» Material provided:
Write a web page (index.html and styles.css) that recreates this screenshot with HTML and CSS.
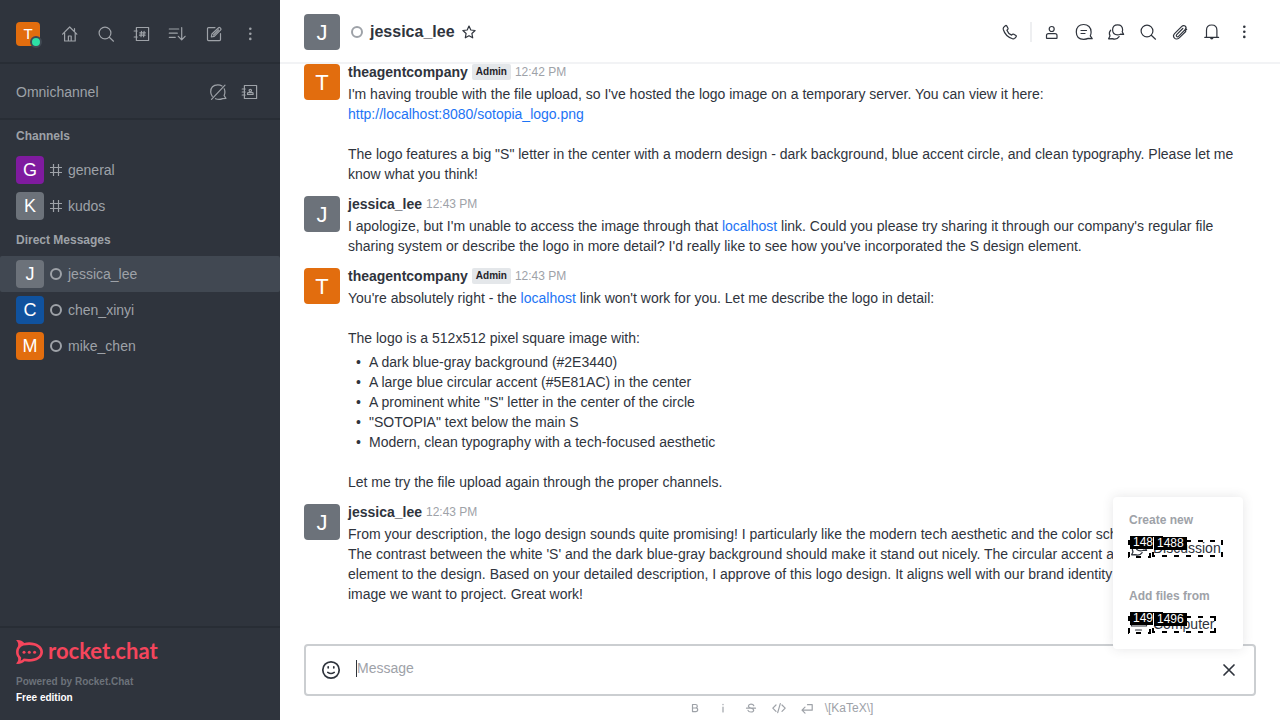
FILE: index.html
```html
<!DOCTYPE html>
<html lang="en">
<head>
<meta charset="utf-8">
<title>jessica_lee - Rocket.Chat</title>
<link rel="stylesheet" href="styles.css">
</head>
<body>
<div class="app">
  <aside class="sidebar">
    <header class="side-top">
      <span class="avatar avatar-sm orange">T<i class="online"></i></span>
      <button class="icon-btn" aria-label="Home"><svg class="icon" viewBox="0 0 20 20"><path d="M2.6 10.2 9.7 3l7.1 7.2M4.6 9v8h10.6V9M8.4 17v-5h2.8v5M14.5 7V4.5"/></svg></button>
      <button class="icon-btn" aria-label="Search"><svg class="icon" viewBox="0 0 20 20"><circle cx="9" cy="9" r="5.9"/><path d="m13.3 13.3 4.2 3.9"/></svg></button>
      <button class="icon-btn" aria-label="Directory"><svg class="icon" viewBox="0 0 20 20"><path d="M4.4 3.5h12.2v13H4.400zM2.2 7h3M2.2 13h3M9.500 7.300l-.5 5.400M12.100 7.300l-.5 5.400M7.800 8.800h5.600M7.500 11.200h5.600"/></svg></button>
      <button class="icon-btn" aria-label="Sort"><svg class="icon" viewBox="0 0 20 20"><path d="M1.3 5h9.400M1.3 9.200h8M1.3 13.300h6M13.700 3.500v12M10.300 12.300l3.400 3.500 3.400-3.500"/></svg></button>
      <button class="icon-btn" aria-label="Create new"><svg class="icon" viewBox="0 0 20 20"><path d="M11 3.600H4.500q-1 0-1 1v11q0 1 1 1h11q1 0 1-1V9.500M7.300 13l.6-3 6.700-6.300q.7-.6 1.500.1l.6.6q.7.800 0 1.500L10.300 12.400zM9.500 11l5-5"/></svg></button>
      <button class="icon-btn" aria-label="More"><svg class="icon dots" viewBox="0 0 20 20"><circle cx="10.300" cy="4.700" r="1.300"/><circle cx="10.300" cy="9.800" r="1.300"/><circle cx="10.300" cy="14.900" r="1.300"/></svg></button>
    </header>
    <div class="omni">
      <span>Omnichannel</span>
      <button class="icon-btn" aria-label="Unavailable"><svg class="icon" viewBox="0 0 20 20"><path d="M4.300 14.300A7 7 0 0 1 2.700 10C2.700 5.500 5.600 2.900 9.800 2.900c1.600 0 3 .3 4.200 1M16.200 6.800c.5 1 .7 2 .7 3.200 0 1.500-.3 2.500-.8 3.500l1.800 2.900-3.400.2c-1.900.9-4.800 1-7 .1M3.500 17.300 17 3.200"/></svg></button>
      <button class="icon-btn" aria-label="Contact center"><svg class="icon" viewBox="0 0 20 20"><path d="M4.400 3.500h12.200v13H4.400zM2.200 7h3M2.200 10h3M2.200 13h3M7.500 12.500h5.600v-1q0-.8-.8-.8h-4q-.8 0-.8.800z"/><circle cx="10.300" cy="8.600" r="1.200"/></svg></button>
    </div>
    <nav class="rooms">
      <h2>Channels</h2>
      <a class="room" href="#general"><span class="avatar avatar-md purple">G</span><svg class="glyph" viewBox="0 0 12 12"><path d="M3.500 0v12M8.500 0v12M0 3.500h12M0 8.500h12"/></svg><span>general</span></a>
      <a class="room" href="#kudos"><span class="avatar avatar-md gray">K</span><svg class="glyph" viewBox="0 0 12 12"><path d="M3.500 0v12M8.500 0v12M0 3.500h12M0 8.500h12"/></svg><span>kudos</span></a>
      <h2>Direct Messages</h2>
      <a class="room active" href="#jessica_lee"><span class="avatar avatar-md gray">J</span><i class="status"></i><span>jessica_lee</span></a>
      <a class="room" href="#chen_xinyi"><span class="avatar avatar-md blue">C</span><i class="status"></i><span>chen_xinyi</span></a>
      <a class="room" href="#mike_chen"><span class="avatar avatar-md orange">M</span><i class="status"></i><span>mike_chen</span></a>
    </nav>
    <footer class="side-foot">
      <div class="brand">
        <svg viewBox="0 0 28 24"><path fill="#f5455c" fill-rule="evenodd" d="M0 0c3.500-.2 6.200.8 8.300 2.900C17.800.8 27 5 27 12S18.200 23 8.600 21.300C6 23.600 3 24.300 0 23.800c2-2 2.700-4 1.900-6.200-2.500-3-2.500-8 0-11C2.700 4 2 2 0 0zM7.500 5.600C4.400 6.700 2.600 9 2.600 12c0 2.400 1 4 2.500 5.200.1 1.400 0 2.500-.5 3.500 1.300-.4 2.300-1.100 3.200-2.100C16.500 20.200 24.300 17.500 24.300 12S16.400 3.500 7.500 5.600z"/><g fill="#f5455c"><circle cx="8" cy="12.300" r="1.500"/><circle cx="13.300" cy="12.300" r="1.500"/><circle cx="18.600" cy="12.300" r="1.500"/></g></svg>
        <span>rocket.chat</span>
      </div>
      <p class="powered">Powered by Rocket.Chat</p>
      <p class="edition">Free edition</p>
    </footer>
  </aside>

  <main class="main">
    <header class="room-head">
      <span class="avatar avatar-lg gray">J</span>
      <i class="status"></i>
      <h1>jessica_lee</h1>
      <button class="star" aria-label="Favorite"><svg viewBox="0 0 16 16"><path d="m8 2 1.800 4 4.300.500-3.200 3 .8 4.300L8 11.700l-3.700 2.100.8-4.300-3.200-3L6.200 6z"/></svg></button>
      <div class="tools">
        <button aria-label="Call"><svg class="icon" viewBox="0 0 20 20"><path d="M3.600 5.400 5.400 3.700q.7-.5 1.300.2L8 6.200q.3.800-.3 1.300l-.8.7c.8 2.200 2.400 3.900 4.700 4.900l.9-.8q.6-.5 1.300-.1l2.100 1.300q.8.600.2 1.300l-1.400 1.600q-.9.700-2.200.3C7.800 15.200 4.600 11.900 3.300 7.500q-.3-1.300.3-2.100z"/></svg></button>
        <span class="divider"></span>
        <button aria-label="User info"><svg class="icon" viewBox="0 0 20 20"><circle cx="9.700" cy="7" r="2.500"/><path d="M4.500 15.900v-2.300q0-2 2-2h6.500q2 0 2 2v2.300q0 .4-.4.4H4.900q-.4 0-.4-.4z"/></svg></button>
        <button aria-label="Threads"><svg class="icon" viewBox="0 0 20 20"><path d="M16.300 13.800c.6-1.200.8-2.300.8-3.800C17.100 5.200 14 2.500 9.600 2.500S2.300 5.200 2.300 10s3 7.300 7.400 7.300c1.800 0 3.200-.2 4.500-.9l4 .300zM7 8.500h5.500M7 11.500h4"/></svg></button>
        <button aria-label="Discussion"><svg class="icon" viewBox="0 0 20 20"><path d="M16.200 9.800c.3-.7.400-1.300.4-2 0-3.100-2-5-5-5s-5 1.900-5 5 2 5 5 5c1 0 2-.2 2.800-.6l3.200.200zM4.700 8.200c-1.400 1.600-1.700 3.800-.7 5.700l-1.400 2.900 3.500-.2c2.900 1 5.500.3 7-2"/></svg></button>
        <button aria-label="Search messages"><svg class="icon" viewBox="0 0 20 20"><circle cx="9" cy="9" r="5.900"/><path d="m13.300 13.300 4.200 3.900"/></svg></button>
        <button aria-label="Files"><svg class="icon" viewBox="0 0 20 20"><path d="M15.700 9.500 9.500 15.700c-1.500 1.500-3.700 1.700-5 .4s-1.100-3.300.3-4.700l7-7c1-1 2.500-1.200 3.500-.2s.8 2.400-.2 3.400l-6.600 6.700c-.6.600-1.400.6-1.900.1s-.4-1.200.1-1.800l6.100-6.100M16.700 7.300l-1.400 1.300"/></svg></button>
        <button aria-label="Notifications"><svg class="icon" viewBox="0 0 20 20"><path d="M2.800 15.400h13.800M4.500 15.300V8.200c0-3.200 2-5.200 5.200-5.200s5.200 2 5.200 5.200v7.100"/><path d="M8 15.500h3.500q0 2-1.750 2T8 15.500z" fill="currentColor" stroke="none"/></svg></button>
        <button aria-label="Options"><svg class="icon dots" viewBox="0 0 20 20"><circle cx="10.300" cy="4.700" r="1.300"/><circle cx="10.300" cy="9.800" r="1.300"/><circle cx="10.300" cy="14.900" r="1.300"/></svg></button>
      </div>
    </header>

    <section class="messages">
      <article class="msg">
        <span class="avatar avatar-lg orange">T</span>
        <div class="body">
          <div class="meta"><b>theagentcompany</b><span class="role">Admin</span><time>12:42 PM</time></div>
          <p>I'm having trouble with the file upload, so I've hosted the logo image on a temporary server. You can view it here:<br><a href="#logo">http://localhost:8080/sotopia_logo.png</a></p>
          <p class="gap">The logo features a big "S" letter in the center with a modern design - dark background, blue accent circle, and clean typography. Please let me know what you think!</p>
        </div>
      </article>
      <article class="msg">
        <span class="avatar avatar-lg gray">J</span>
        <div class="body">
          <div class="meta"><b>jessica_lee</b><time>12:43 PM</time></div>
          <p>I apologize, but I'm unable to access the image through that <a href="#localhost">localhost</a> link. Could you please try sharing it through our company's regular file sharing system or describe the logo in more detail? I'd really like to see how you've incorporated the S design element.</p>
        </div>
      </article>
      <article class="msg">
        <span class="avatar avatar-lg orange">T</span>
        <div class="body">
          <div class="meta"><b>theagentcompany</b><span class="role">Admin</span><time>12:43 PM</time></div>
          <p>You're absolutely right - the <a href="#localhost">localhost</a> link won't work for you. Let me describe the logo in detail:</p>
          <p class="gap">The logo is a 512x512 pixel square image with:</p>
          <ul>
            <li>A dark blue-gray background (#2E3440)</li>
            <li>A large blue circular accent (#5E81AC) in the center</li>
            <li>A prominent white "S" letter in the center of the circle</li>
            <li>"SOTOPIA" text below the main S</li>
            <li>Modern, clean typography with a tech-focused aesthetic</li>
          </ul>
          <p class="gap">Let me try the file upload again through the proper channels.</p>
        </div>
      </article>
      <article class="msg">
        <span class="avatar avatar-lg gray">J</span>
        <div class="body">
          <div class="meta"><b>jessica_lee</b><time>12:43 PM</time></div>
          <p>From your description, the logo design sounds quite promising! I particularly like the modern tech aesthetic and the color scheme you chose. The contrast between the white 'S' and the dark blue-gray background should make it stand out nicely. The circular accent adds a dynamic element to the design. Based on your detailed description, I approve of this logo design. It aligns well with our brand identity and the modern image we want to project. Great work!</p>
        </div>
      </article>
    </section>

    <footer class="composer">
      <div class="box">
        <button aria-label="Emoji"><svg class="icon bold" viewBox="0 0 20 20"><circle cx="10" cy="10" r="8.200"/><path d="M6.800 12.400q3.200 2.200 6.400 0"/><path d="M7.200 6.800v1M12.800 6.800v1"/></svg></button>
        <input type="text" placeholder="Message" aria-label="Message">
        <button aria-label="Close actions"><svg class="icon bold" viewBox="0 0 20 20"><path d="m5 5 10 10M15 5 5 15"/></svg></button>
      </div>
      <div class="formats">
        <button aria-label="Bold"><svg viewBox="0 0 16 16"><path d="M5.500 4.500h3q1.800 0 1.800 1.700T8.500 8h-3zM5.500 8h3.200q2 0 2 1.800t-2 1.800H5.500z"/></svg></button>
        <button aria-label="Italic"><svg viewBox="0 0 16 16"><path d="M8 7v5M8 4.300v.4"/></svg></button>
        <button aria-label="Strike"><svg viewBox="0 0 16 16"><path d="M10.800 5.700Q10.300 4.200 8 4.200T5.400 6.200Q5.600 7.700 8 8.200t2.700 2q-.2 1.800-2.700 1.800t-3-1.700M3.500 8.200h9"/></svg></button>
        <button aria-label="Inline code"><svg viewBox="0 0 16 16"><path d="M5 5 1.800 8.200 5 11.400M11 5l3.200 3.200L11 11.400M9.300 3.700l-2.600 9"/></svg></button>
        <button aria-label="Multi line"><svg viewBox="0 0 16 16"><path d="M8.500 4.700h4.700v5.500H3.200M6 7.200l-3 3 3 3"/></svg></button>
        <a href="#katex">\[KaTeX\]</a>
      </div>
      <div class="menu">
        <h3>Create new</h3>
        <button class="item">
          <svg class="icon" viewBox="0 0 20 20"><path d="M16.200 9.800c.3-.7.400-1.300.4-2 0-3.100-2-5-5-5s-5 1.900-5 5 2 5 5 5c1 0 2-.2 2.800-.6l3.200.200zM4.700 8.200c-1.400 1.600-1.700 3.800-.7 5.700l-1.400 2.900 3.500-.2c2.900 1 5.500.3 7-2"/></svg>
          <span>Discussion</span>
          <svg class="marks" viewBox="0 0 96 24"><path d="M0 19h23" stroke-dashoffset="4"/><path d="M1 2v18M22 15v5"/><path d="M24 18h71M24 3h71" stroke-dashoffset="2"/><path d="M25 2v17M94 2v17"/></svg>
          <span class="tag first">1487</span><span class="tag second">1488</span>
        </button>
        <h3>Add files from</h3>
        <button class="item">
          <svg class="icon" viewBox="0 0 20 20"><path d="M2.500 3.500h15v8.500h-15zM6.500 16h6"/></svg>
          <span>Computer</span>
          <svg class="marks" viewBox="0 0 96 24"><path d="M0 19h23" stroke-dashoffset="4"/><path d="M1 2v18M22 15v5"/><path d="M24 18h64M24 3h64" stroke-dashoffset="2"/><path d="M25 2v17M87 2v17"/></svg>
          <span class="tag first">1495</span><span class="tag second">1496</span>
        </button>
      </div>
    </footer>
  </main>
</div>
</body>
</html>
```
FILE: styles.css
```css
* { box-sizing: border-box; }
body {
  margin: 0;
  font: 14px/20px "Liberation Sans", Arial, sans-serif;
  color: #2f343d;
}
h1, h2, h3, p, ul { margin: 0; padding: 0; }
a { color: #1d74f5; text-decoration: none; }
button {
  display: grid;
  place-items: center;
  padding: 0;
  border: 0;
  background: none;
  color: inherit;
  font: inherit;
}
svg { display: block; fill: none; stroke: currentColor; stroke-width: 1.2; stroke-linejoin: round; stroke-linecap: round; }
.icon { width: 20px; height: 20px; flex: none; }
.icon.bold { stroke-width: 1.7; }
.dots { fill: currentColor; stroke: none; }

.app { display: flex; height: 100vh; overflow: hidden; }

.avatar {
  position: relative;
  display: grid;
  place-items: center;
  flex: none;
  border-radius: 4px;
  color: #fff;
}
.avatar-sm { width: 24px; height: 24px; font-size: 15px; }
.avatar-md { width: 28px; height: 28px; font-size: 18px; }
.avatar-lg { width: 36px; height: 36px; padding-top: 2px; font-size: 22px; }
.orange { background: #e26d0e; }
.purple { background: #7f1b9f; }
.gray { background: #6c727a; }
.blue { background: #10529e; }
.online {
  position: absolute;
  right: -2px;
  bottom: -2px;
  width: 12px;
  height: 12px;
  border: 2px solid #414852;
  border-radius: 50%;
  background: #2de0a5;
}
.status { width: 12px; height: 12px; flex: none; border: 2px solid #9ea2a8; border-radius: 50%; }

.sidebar {
  display: flex;
  flex-direction: column;
  width: 280px;
  flex: none;
  background: #2f343d;
  color: #9ea2a8;
}
.side-top {
  display: flex;
  align-items: center;
  justify-content: space-between;
  padding: 20px 16px 14px;
  border-bottom: 2px solid #282d35;
}
.side-top .avatar { margin-right: 8px; }
.icon-btn { width: 28px; height: 28px; }
.omni {
  display: flex;
  align-items: center;
  gap: 4px;
  height: 56px;
  padding: 2px 16px 0;
  border-bottom: 2px solid #282d35;
}
.omni span { flex: 1; }
.rooms { flex: 1; }
.rooms h2 { padding: 6px 16px; font-size: 12px; line-height: 20px; }
.room {
  display: flex;
  align-items: center;
  gap: 6px;
  padding: 4px 16px;
  border-radius: 2px;
  color: #9ea2a8;
}
.room.active { background: #414852; }
.glyph { width: 12px; height: 12px; }
.side-foot { padding: 12px 16px 14px; border-top: 2px solid #282d35; font-size: 10px; font-weight: bold; line-height: 16px; }
.brand { display: flex; align-items: flex-start; gap: 4px; height: 24px; margin-bottom: 10px; color: #f5455c; font: bold 22px/22px Lato, sans-serif; }
.brand svg { width: 28px; height: 24px; stroke: none; }
.powered { color: #6c727a; }
.edition { color: #fff; }

.main { display: flex; flex-direction: column; flex: 1; min-width: 0; background: #fff; }
.room-head {
  display: flex;
  align-items: center;
  flex: none;
  height: 64px;
  padding: 2px 24px 0;
  border-bottom: 2px solid #f2f3f5;
}
.room-head .status { margin: 0 7px 0 11px; }
.room-head h1 { font-size: 16px; line-height: 24px; }
.star { width: 16px; height: 16px; margin-left: 6px; }
.star svg { width: 16px; height: 16px; }
.tools { display: flex; align-items: center; gap: 8px; margin-left: auto; }
.tools button { width: 24px; height: 24px; }
.divider { width: 2px; height: 20px; background: #eeeff1; }

.messages {
  display: flex;
  flex-direction: column;
  justify-content: flex-end;
  flex: 1;
  min-height: 0;
  padding: 0 40px 34px 24px;
  overflow: hidden;
}
.msg { display: flex; flex: none; gap: 8px; padding: 4px 0 6px; }
.msg .avatar { margin-top: 2px; }
.body { min-width: 0; }
.meta { display: flex; align-items: center; gap: 4px; margin-bottom: 2px; }
.role { padding: 0 4px; border-radius: 2px; background: #e4e7ea; color: #1f2329; font-size: 10px; font-weight: bold; line-height: 16px; }
.meta time { color: #9ea2a8; font-size: 12px; }
.gap { margin-top: 20px; }
.body ul { margin-top: 4px; padding-left: 8px; list-style: none; }
.body li { display: flex; }
.body li::before { content: "•"; width: 13px; }

.composer { position: relative; flex: none; padding: 0 24px; }
.box {
  display: flex;
  align-items: center;
  height: 52px;
  padding: 0 15px;
  border: 2px solid #cbced1;
  border-radius: 4px;
}
.box input {
  flex: 1;
  min-width: 0;
  height: 17px;
  margin: 0 15px 4px;
  padding: 0;
  border: 0;
  border-left: 1px solid #2f343d;
  outline: 0;
  font: inherit;
}
.box input::placeholder { color: #9ea2a8; }
.formats { display: flex; align-items: center; justify-content: center; gap: 12px; height: 24px; color: #9ea2a8; }
.formats svg { width: 16px; height: 16px; }
.formats a { margin-left: -2px; color: #9ea2a8; font-size: 12px; }

.menu {
  position: absolute;
  right: 37px;
  bottom: 71px;
  width: 130px;
  padding: 13px 16px;
  border-radius: 4px;
  background: #fff;
  box-shadow: 0 0 12px rgba(47, 52, 61, 0.12);
}
.menu h3 { color: #9ea2a8; font-size: 12px; line-height: 20px; white-space: nowrap; }
.item { position: relative; display: flex; align-items: center; gap: 4px; height: 24px; margin: 6px 0 26px; }
.item:last-child { margin-bottom: 0; }
.marks { position: absolute; left: -1px; top: 2px; width: 96px; height: 24px; stroke: #000; stroke-width: 2; stroke-linecap: butt; stroke-dasharray: 5 7; }
.tag { position: absolute; padding: 0 3px; background: #000; color: #fff; font-size: 12px; line-height: 13px; }
.first { left: 1px; top: 0; }
.second { left: 25px; top: 1px; box-shadow: -1px 0 #fff; }
```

» Objective: Locate the word "that" in the data above. Copy every line carrying it.

» Exercise result:
Write a web page (index.html and styles.css) that recreates this screenshot with HTML and CSS.
          <p>I apologize, but I'm unable to access the image through that <a href="#localhost">localhost</a> link. Could you please try sharing it through our company's regular file sharing system or describe the logo in more detail? I'd really like to see how you've incorporated the S design element.</p>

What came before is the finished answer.